--- begin DATA ---
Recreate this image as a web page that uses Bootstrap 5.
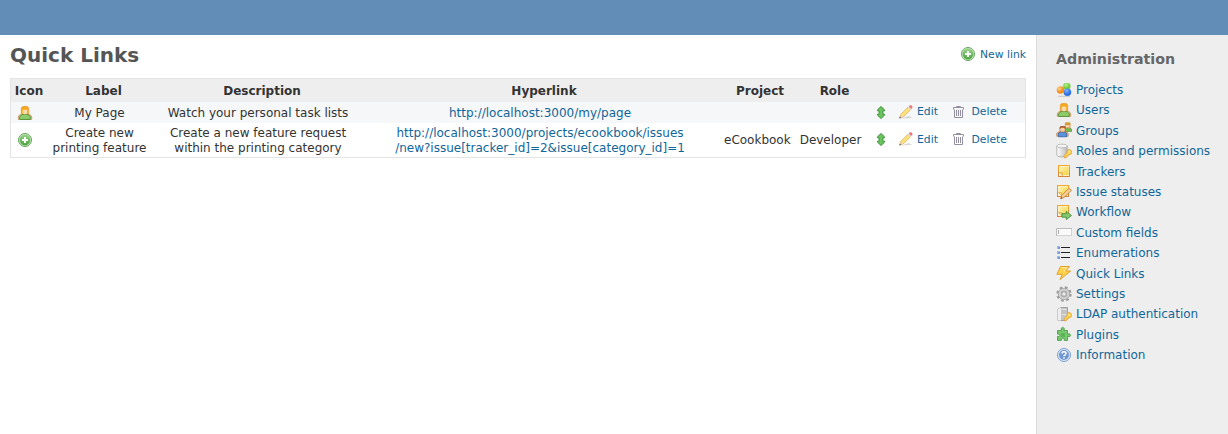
<!DOCTYPE html>
<html lang="en">
<head>
<meta charset="utf-8">
<title>Quick Links</title>
<link href="https://cdn.jsdelivr.net/npm/bootstrap@5.3.0/dist/css/bootstrap.min.css" rel="stylesheet">
<style>
body{font:12px/15px "DejaVu Sans",sans-serif;color:#333;background:#fff}
a{color:#169;text-decoration:none}
.topbar{height:35px;background:#628db6}
.pane{padding:8px 10px 0}
.side{width:192px;background:#eee;border-left:1px solid #ddd;padding:16px 0 0 19px}
h2{font-size:20px;line-height:24px;font-weight:700;color:#555;margin:0}
h3{font-size:14.2px;line-height:17px;font-weight:700;color:#666;margin:0 0 12.3px}
.contextual,.acts{font-size:10.8px}
.contextual{margin-top:-2px}
.links{table-layout:fixed;width:1016px;border:1px solid #e4e4e4;border-collapse:separate;border-spacing:0;margin-top:11px;text-align:center}
.links th{background:#eee;height:23px;padding:1px 0 0;white-space:nowrap;font-weight:700;text-align:center}
.links td{padding:0 8px 0 0;vertical-align:middle;white-space:nowrap}
.links .one td{height:21px;padding-top:1px;background:#f6f7f8}
.links .two td{height:34px}
.links .two .lines{padding-top:2px}
.links .acts,.links .one .acts{padding:0 0 2px}
.acts a{gap:3px}
.acts .ms-2{margin-left:9px!important}
.acts .del{gap:4px;margin-left:13.5px}
.menu-item{height:20.4px;gap:4px;white-space:nowrap}
.menu-item svg{margin-top:-1.8px}
svg{display:block;flex:none}
</style>
</head>
<body>
<svg width="0" height="0" class="position-absolute">
<defs>
<linearGradient id="gg" x1="0" y1="0" x2="0" y2="1"><stop offset="0" stop-color="#9bd38a"/><stop offset="1" stop-color="#4aa33d"/></linearGradient>
<linearGradient id="yy" x1="0" y1="0" x2="1" y2="1"><stop offset="0" stop-color="#fff3b0"/><stop offset="1" stop-color="#f3cf3e"/></linearGradient>
<linearGradient id="oo" x1="0" y1="0" x2="0" y2="1"><stop offset="0" stop-color="#f4a92c"/><stop offset="1" stop-color="#d9823b"/></linearGradient>
<linearGradient id="cy" x1="0" y1="0" x2="1" y2="0"><stop offset="0" stop-color="#fff"/><stop offset="1" stop-color="#bbb"/></linearGradient>
<radialGradient id="bo" cx=".35" cy=".3"><stop offset="0" stop-color="#ffd28c"/><stop offset="1" stop-color="#f58c1c"/></radialGradient>
<radialGradient id="bg" cx=".4" cy=".3"><stop offset="0" stop-color="#b9f08c"/><stop offset="1" stop-color="#6ecb37"/></radialGradient>
<radialGradient id="bb" cx=".4" cy=".3"><stop offset="0" stop-color="#86b7ff"/><stop offset="1" stop-color="#2f70e0"/></radialGradient>
<symbol id="add" viewBox="0 0 16 16"><circle cx="8" cy="8" r="6.5" fill="#cfe8c8" stroke="#64a65c" stroke-width="1"/><circle cx="8" cy="8" r="5.4" fill="url(#gg)"/><path d="M8 5v6M5 8h6" stroke="#fff" stroke-width="2"/></symbol>
<symbol id="user" viewBox="0 0 16 16"><path d="M1.300 14.400V12q.2-2 2.700-2.600h8q2.500.6 2.700 2.600v2.400z" fill="#f1cc98" stroke="#bb874a" stroke-width=".7"/><path d="M2.900 14.500q-1-1.500 0-3 1-2.500 5.100-2.500t5.100 2.500q1 1.500 0 3z" fill="#8bcb69" stroke="#478a31" stroke-width=".8"/><path d="M4.300 8.800V3.500q0-2.200 3.700-2.200t3.700 2.200v5.300z" fill="#f7a91c" stroke="#dd9024" stroke-width=".6"/><path d="M5.800 4.800h4.400v3.400Q8 10.500 5.800 8.200z" fill="#fbdcae"/></symbol>
<symbol id="projects" viewBox="0 0 16 16"><path d="M2 13.800h12v1H2z" fill="#aaa" opacity=".6"/><rect x="7.300" y="1.300" width="7" height="6" rx="2.300" fill="url(#bg)" stroke="#84ce60" stroke-width=".4"/><circle cx="4.400" cy="8" r="3.700" fill="url(#bo)"/><circle cx="11.400" cy="10.200" r="3.800" fill="url(#bb)"/></symbol>
<symbol id="groups" viewBox="0 0 16 16"><path d="M8 8.500V6.500l2-1h3.500l2 1.500v2.500H9z" fill="#75b951" stroke="#498a34" stroke-width=".6"/><rect x="9.300" y=".9" width="4.700" height="5" rx="1" fill="#f6d0a0" stroke="#cf8830" stroke-width=".7"/><path d="M9 3V.6h5.300V3z" fill="#d79a36"/><path d="M.7 14.300v-3l2-1.500h7.500l2 1.500v3z" fill="#e7ac76" stroke="#b47447" stroke-width=".6"/><path d="M2.500 14.800v-3.600L4.500 9.700h4l2 1.500v3.600z" fill="#5793de" stroke="#2a5fa8" stroke-width=".7"/><rect x="4" y="4.500" width="5.200" height="5.500" rx="1.500" fill="#f6cfa3" stroke="#a36137" stroke-width=".7"/><path d="M3.700 7V5.300Q4 3.900 6.600 3.900T9.500 5.300V7L8 5.800H5z" fill="#a4592b"/></symbol>
<symbol id="key" viewBox="0 0 16 16"><path d="M8.500 14.900l-.3-2.500 2.700-2.700q-.3-3 2-3.200 2.600 0 2.900 2.900-.3 2.400-3 2.300l-.8 1.200h-1v1l-1 1z" fill="#fbcf4f" stroke="#d99a35" stroke-width=".7"/><circle cx="13.400" cy="8.800" r=".8" fill="#fff"/></symbol>
<symbol id="roles" viewBox="0 0 16 16"><path d="M.8 3v9q0 2 5.200 2t5.200-2V3z" fill="url(#cy)" stroke="#a5a5a5" stroke-width=".8"/><ellipse cx="6" cy="3" rx="5.200" ry="1.900" fill="#f4f4f4" stroke="#b1b1b1" stroke-width=".8"/><use href="#key" width="16" height="16"/></symbol>
<symbol id="note" viewBox="0 0 16 16"><rect x="2.500" y="2.500" width="11" height="11" fill="#fff1bd" stroke="url(#oo)"/><rect x="4" y="4" width="8.500" height="8" fill="url(#yy)"/><path d="M3 9.500l3.500-1V13H3z" fill="#fff7d8"/><path d="M3.500 9.500h3v3.200z" fill="#f9dc83" stroke="#dfa137" stroke-width=".7"/></symbol>
<symbol id="statuses" viewBox="0 0 16 16"><use href="#note" width="16" height="16" x="-1" y="-1"/><path d="M4.700 14.700l1-3.200 6.800-6.800q2-.3 3 1.700L8.200 13.300z" fill="#f6d093" stroke="#bb7832" stroke-width=".8"/><path d="M4.500 15l.7-1.900 1.300 1.200z" fill="#6b5335"/></symbol>
<symbol id="workflow" viewBox="0 0 16 16"><use href="#note" width="16" height="16" x="-1" y="-1"/><path d="M6 9.700h4.300V7.400l5.200 4.100-5.200 4v-2.300H6z" fill="#85c870" stroke="#438f38" stroke-width=".9"/></symbol>
<symbol id="fields" viewBox="0 0 16 16"><rect x=".5" y="4.500" width="15" height="7" fill="#fafafa" stroke="#d4d4d4"/><path d="M0 4.500h16M.5 4v8" stroke="#bcbcbc"/><path d="M2.500 6v4" stroke="#aaa"/></symbol>
<symbol id="enums" viewBox="0 0 16 16"><path d="M1 1h3v3H1zm0 5h3v3H1zm0 5h3v3H1z" fill="#9bb9ee"/><path d="M2 2h2v2H2zm0 5h2v2H2zm0 5h2v2H2z" fill="#7599dc"/><path d="M5 2.500h9M5 7.500h9M5 12.500h9" stroke="#222"/></symbol>
<symbol id="bolt" viewBox="0 0 16 16"><path d="M4.500 1.500h9L9.800 6h4.800L4 14.600 6.400 9.300H.9z" fill="#fcd24a" stroke="#e1a126"/><path d="M5.200 2.700h6L7.600 7" fill="none" stroke="#ffeaa0"/></symbol>
<symbol id="gear" viewBox="0 0 16 16"><circle cx="8" cy="8" r="6.500" fill="none" stroke="#9c9c9c" stroke-width="2.400" stroke-dasharray="2.700 2.405"/><circle cx="8" cy="8" r="4.300" fill="none" stroke="#a0a0a0" stroke-width="3.600"/><circle cx="8" cy="8" r="4.300" fill="none" stroke="#d0d0d0" stroke-width="2.300"/><circle cx="8" cy="8" r="2.200" fill="#eee" stroke="#909090" stroke-width=".8"/></symbol>
<symbol id="ldap" viewBox="0 0 16 16"><path d="M2 3l3-1.500h6.500V13L9.500 14.500H2z" fill="#c6c6c6" stroke="#929292" stroke-width=".8"/><path d="M2 3l3-1.500v13H2z" fill="#eee"/><path d="M6 4h4.500M6 6h4.500M6 8h4.500" stroke="#fff"/><path d="M6 5h4.500M6 7h4.500" stroke="#888" stroke-width=".7"/><use href="#key" width="16" height="16"/></symbol>
<symbol id="plugin" viewBox="0 0 16 16"><path d="M1.500 4.500h4q-1.200-3 1.200-3t1.300 3h3.500v3.700q3-1.200 3 1t-3 1.300v3.900H8.200q.7-2.300-1.300-2.300t-1.400 2.300h-4v-4q2.300.8 2.300-1t-2.300-1.300z" fill="#78c96d" stroke="#49a24b" stroke-width=".9"/><path d="M5 7h4v4H5z" fill="#5bb457"/></symbol>
<symbol id="info" viewBox="0 0 16 16"><circle cx="8" cy="8" r="6.500" fill="#dce8fa" stroke="#7c9fce"/><circle cx="8" cy="8" r="5" fill="#6f98d0"/><path d="M6 6.500Q6 4.800 8 4.800t2 1.600Q10 7.500 8 8.700v.6M8 10.300v1.500" fill="none" stroke="#fff" stroke-width="1.400"/></symbol>
<symbol id="updown" viewBox="0 0 16 16"><path d="M8 2.500l3.500 3.300v1H9.900v3.400h1.600v1L8 14.500l-3.500-3.300v-1h1.600V6.800H4.500v-1z" fill="#6cc45e" stroke="#3d913d" stroke-width="1" stroke-linejoin="round"/></symbol>
<symbol id="edit" viewBox="0 0 16 16"><path d="M3 14.500q6-.8 11-.5l-3-2z" fill="#bbb" opacity=".6"/><path d="M1.700 14l1.200-3.700 7.300-7.300 2.500 2.500-7.300 7.300z" fill="#fbe27a" stroke="#d6a64c" stroke-width=".7"/><path d="M1.700 14l1.200-3.700 2.500 2.500z" fill="#f2d6b1"/><path d="M1.300 14.400l.6-1.800 1.300 1.200z" fill="#555"/><path d="M9.600 3.500l1-1 2.600 2.600-1 1z" fill="#d4dde6"/><path d="M10.700 2.400l1-1.100h1.700l1 1v1.600l-1.200 1.200z" fill="#f07878"/></symbol>
<symbol id="trash" viewBox="0 0 16 16"><path d="M2.500 5.500v-2h10v2M5.500 3.500v-1h4v1M3.500 5.500v8h8v-8M5.500 6v6M7.500 6v6M9.500 6v6" fill="none" stroke="#9391a1"/></symbol>
</defs>
</svg>
<div class="d-flex flex-column vh-100">
<header class="topbar flex-shrink-0"></header>
<div class="d-flex flex-grow-1">
<main class="pane flex-grow-1">
<div class="d-flex justify-content-between align-items-center"><h2>Quick Links</h2><a href="#" class="contextual d-flex align-items-center"><svg width="16" height="16" class="me-1"><use href="#add"/></svg>New link</a></div>
<table class="links">
<colgroup><col style="width:36px"><col style="width:113px"><col style="width:204px"><col style="width:360px"><col style="width:72px"><col style="width:77px"><col></colgroup>
<thead><tr><th>Icon</th><th>Label</th><th>Description</th><th>Hyperlink</th><th>Project</th><th>Role</th><th></th></tr></thead>
<tbody>
<tr class="one"><td><svg width="16" height="16" class="mx-auto"><use href="#user"/></svg></td><td>My Page</td><td>Watch your personal task lists</td><td><a href="#">http://localhost:3000/my/page</a></td><td></td><td></td>
<td class="acts"><div class="d-flex align-items-center"><svg width="16" height="16"><use href="#updown"/></svg><a href="#" class="d-flex align-items-center ms-2"><svg width="16" height="16"><use href="#edit"/></svg>Edit</a><a href="#" class="d-flex align-items-center del"><svg width="16" height="16"><use href="#trash"/></svg>Delete</a></div></td></tr>
<tr class="two"><td><svg width="16" height="16" class="mx-auto"><use href="#add"/></svg></td><td class="lines">Create new<br>printing feature</td><td class="lines">Create a new feature request<br>within the printing category</td><td class="lines"><a href="#">http://localhost:3000/projects/ecookbook/issues<br>/new?issue[tracker_id]=2&amp;issue[category_id]=1</a></td><td>eCookbook</td><td>Developer</td>
<td class="acts"><div class="d-flex align-items-center"><svg width="16" height="16"><use href="#updown"/></svg><a href="#" class="d-flex align-items-center ms-2"><svg width="16" height="16"><use href="#edit"/></svg>Edit</a><a href="#" class="d-flex align-items-center del"><svg width="16" height="16"><use href="#trash"/></svg>Delete</a></div></td></tr>
</tbody>
</table>
</main>
<aside class="side flex-shrink-0">
<h3>Administration</h3>
<nav>
<a href="#" class="menu-item d-flex align-items-center"><svg width="16" height="16"><use href="#projects"/></svg>Projects</a>
<a href="#" class="menu-item d-flex align-items-center"><svg width="16" height="16"><use href="#user"/></svg>Users</a>
<a href="#" class="menu-item d-flex align-items-center"><svg width="16" height="16"><use href="#groups"/></svg>Groups</a>
<a href="#" class="menu-item d-flex align-items-center"><svg width="16" height="16"><use href="#roles"/></svg>Roles and permissions</a>
<a href="#" class="menu-item d-flex align-items-center"><svg width="16" height="16"><use href="#note"/></svg>Trackers</a>
<a href="#" class="menu-item d-flex align-items-center"><svg width="16" height="16"><use href="#statuses"/></svg>Issue statuses</a>
<a href="#" class="menu-item d-flex align-items-center"><svg width="16" height="16"><use href="#workflow"/></svg>Workflow</a>
<a href="#" class="menu-item d-flex align-items-center"><svg width="16" height="16"><use href="#fields"/></svg>Custom fields</a>
<a href="#" class="menu-item d-flex align-items-center"><svg width="16" height="16"><use href="#enums"/></svg>Enumerations</a>
<a href="#" class="menu-item d-flex align-items-center"><svg width="16" height="16"><use href="#bolt"/></svg>Quick Links</a>
<a href="#" class="menu-item d-flex align-items-center"><svg width="16" height="16"><use href="#gear"/></svg>Settings</a>
<a href="#" class="menu-item d-flex align-items-center"><svg width="16" height="16"><use href="#ldap"/></svg>LDAP authentication</a>
<a href="#" class="menu-item d-flex align-items-center"><svg width="16" height="16"><use href="#plugin"/></svg>Plugins</a>
<a href="#" class="menu-item d-flex align-items-center"><svg width="16" height="16"><use href="#info"/></svg>Information</a>
</nav>
</aside>
</div>
</div>
<script src="https://cdn.jsdelivr.net/npm/bootstrap@5.3.0/dist/js/bootstrap.bundle.min.js"></script>
</body>
</html>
--- end DATA ---
**SHORT PROBLEM**
Copy out every line of the listing that includes the string "page".

**THE SOLUTION**
Recreate this image as a web page that uses Bootstrap 5.
<tr class="one"><td><svg width="16" height="16" class="mx-auto"><use href="#user"/></svg></td><td>My Page</td><td>Watch your personal task lists</td><td><a href="#">http://localhost:3000/my/page</a></td><td></td><td></td>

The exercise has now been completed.